A compound butter is a simple culinary term that refers to any butter to which other flavorings are added. This technique is wonderful for chicken as well. It really keeps the breast moist, adds flavor, and gives the skin a great crisp, shiny finish.
The "secret" ingredient is a small dash of Chinese five spice, which contains ginger, cinnamon, and star anise, which gives the turkey a very subtle and delicious aroma. This recipe makes enough for a 20-pound Turkey.
- 1 stick (1/2 cup) unsalted butter (room temperature)
- 1 teaspoon salt
- 1 tablespoon fresh ground black pepper
- 2 tablespoons fresh thyme (minced)
- 1/4 cup fresh sage (minced)
- 1/4 teaspoon Chinese five spice
- 1 clove garlic (crushed very fine)
In a small bowl combine all ingredients and mash with a fork until completely mixed.
Position the turkey so that the cavity is facing you and you are working forward towards the neck. Using a long, thin flexible rubber or silicone spatula, slowly slide the tool between the skin and the flesh of the breasts on both sides of the breastbone.
The skin is fairly tough and won't tear if you go slowly and carefully. You can pretty much separate the skin all the way from the cavity, where you started, to the front of the breast, and down toward the wing joint. Do this on both sides of the breast, but leave the skin attached to the center of breastbone itself.

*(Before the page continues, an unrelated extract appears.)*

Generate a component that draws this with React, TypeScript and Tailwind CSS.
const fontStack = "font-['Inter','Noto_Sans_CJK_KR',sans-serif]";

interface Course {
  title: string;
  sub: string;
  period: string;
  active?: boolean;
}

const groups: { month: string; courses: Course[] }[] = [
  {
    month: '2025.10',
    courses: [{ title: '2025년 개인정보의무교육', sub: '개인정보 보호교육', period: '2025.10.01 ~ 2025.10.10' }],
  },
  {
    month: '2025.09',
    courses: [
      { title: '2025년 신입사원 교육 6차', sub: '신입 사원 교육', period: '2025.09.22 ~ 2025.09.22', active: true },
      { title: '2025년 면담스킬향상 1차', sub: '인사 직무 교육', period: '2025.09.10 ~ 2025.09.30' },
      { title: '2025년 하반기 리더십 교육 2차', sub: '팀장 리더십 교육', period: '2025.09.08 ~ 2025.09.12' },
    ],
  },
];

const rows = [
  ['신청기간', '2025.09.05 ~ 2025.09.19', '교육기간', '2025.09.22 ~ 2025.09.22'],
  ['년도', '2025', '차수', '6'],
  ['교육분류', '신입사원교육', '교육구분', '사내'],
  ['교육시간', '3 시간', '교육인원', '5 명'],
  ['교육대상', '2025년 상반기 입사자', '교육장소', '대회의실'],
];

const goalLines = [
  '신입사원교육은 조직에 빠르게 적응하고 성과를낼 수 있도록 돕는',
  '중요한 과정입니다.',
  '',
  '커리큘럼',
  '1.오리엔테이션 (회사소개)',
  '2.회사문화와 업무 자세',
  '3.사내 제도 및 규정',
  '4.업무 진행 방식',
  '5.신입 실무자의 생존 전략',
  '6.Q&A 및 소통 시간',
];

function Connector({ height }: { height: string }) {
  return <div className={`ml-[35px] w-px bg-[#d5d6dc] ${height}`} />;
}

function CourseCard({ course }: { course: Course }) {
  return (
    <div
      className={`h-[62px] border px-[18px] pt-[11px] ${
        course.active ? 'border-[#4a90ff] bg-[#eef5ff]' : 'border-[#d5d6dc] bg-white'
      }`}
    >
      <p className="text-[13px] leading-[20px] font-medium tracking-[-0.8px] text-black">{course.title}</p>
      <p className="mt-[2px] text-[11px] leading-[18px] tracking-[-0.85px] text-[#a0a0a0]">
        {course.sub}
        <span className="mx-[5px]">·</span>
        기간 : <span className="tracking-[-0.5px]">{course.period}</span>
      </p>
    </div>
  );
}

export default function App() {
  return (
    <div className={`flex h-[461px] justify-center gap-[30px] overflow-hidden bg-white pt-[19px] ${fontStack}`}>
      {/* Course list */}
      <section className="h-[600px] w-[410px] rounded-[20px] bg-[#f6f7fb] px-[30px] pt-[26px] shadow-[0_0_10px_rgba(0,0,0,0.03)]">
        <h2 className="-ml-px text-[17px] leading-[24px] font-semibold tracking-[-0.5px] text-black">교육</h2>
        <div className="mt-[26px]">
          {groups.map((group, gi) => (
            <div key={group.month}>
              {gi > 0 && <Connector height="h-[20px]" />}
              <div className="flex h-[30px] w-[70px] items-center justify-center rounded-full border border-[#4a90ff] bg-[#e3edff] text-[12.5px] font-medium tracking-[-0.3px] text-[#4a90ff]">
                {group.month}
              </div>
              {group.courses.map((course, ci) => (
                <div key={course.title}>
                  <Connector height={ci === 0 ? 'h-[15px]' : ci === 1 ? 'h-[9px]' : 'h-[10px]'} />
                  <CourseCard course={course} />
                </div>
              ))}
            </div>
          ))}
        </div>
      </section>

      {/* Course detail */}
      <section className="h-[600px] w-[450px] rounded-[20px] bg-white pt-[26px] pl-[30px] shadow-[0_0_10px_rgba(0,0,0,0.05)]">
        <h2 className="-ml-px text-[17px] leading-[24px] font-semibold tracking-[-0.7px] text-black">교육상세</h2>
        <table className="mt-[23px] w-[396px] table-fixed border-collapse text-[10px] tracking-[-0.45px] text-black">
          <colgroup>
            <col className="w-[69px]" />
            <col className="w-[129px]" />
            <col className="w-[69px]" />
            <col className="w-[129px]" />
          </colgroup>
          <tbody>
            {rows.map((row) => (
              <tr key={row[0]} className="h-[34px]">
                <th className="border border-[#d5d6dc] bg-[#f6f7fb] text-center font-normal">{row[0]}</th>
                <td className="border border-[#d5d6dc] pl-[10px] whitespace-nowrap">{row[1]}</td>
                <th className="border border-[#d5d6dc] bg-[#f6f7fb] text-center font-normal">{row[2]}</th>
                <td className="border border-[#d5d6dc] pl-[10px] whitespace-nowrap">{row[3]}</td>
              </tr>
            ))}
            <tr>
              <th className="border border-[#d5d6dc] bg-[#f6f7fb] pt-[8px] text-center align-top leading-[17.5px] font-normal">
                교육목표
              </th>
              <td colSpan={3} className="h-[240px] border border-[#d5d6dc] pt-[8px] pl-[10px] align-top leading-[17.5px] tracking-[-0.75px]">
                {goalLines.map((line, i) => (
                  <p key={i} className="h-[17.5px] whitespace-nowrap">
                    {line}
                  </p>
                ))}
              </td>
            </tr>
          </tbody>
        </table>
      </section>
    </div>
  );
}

Then simple divide the butter mixture in half and stuff it under the skin on both sides and massage it down toward the front of the bird. Spread as evenly as possible, but don't worry about getting it perfect, as it will melt and spread out as the turkey roasts.
Roast the bird according to whatever recipe you are following and cover the breasts with a piece of foil if it's getting too brown towards the end of the cooking time.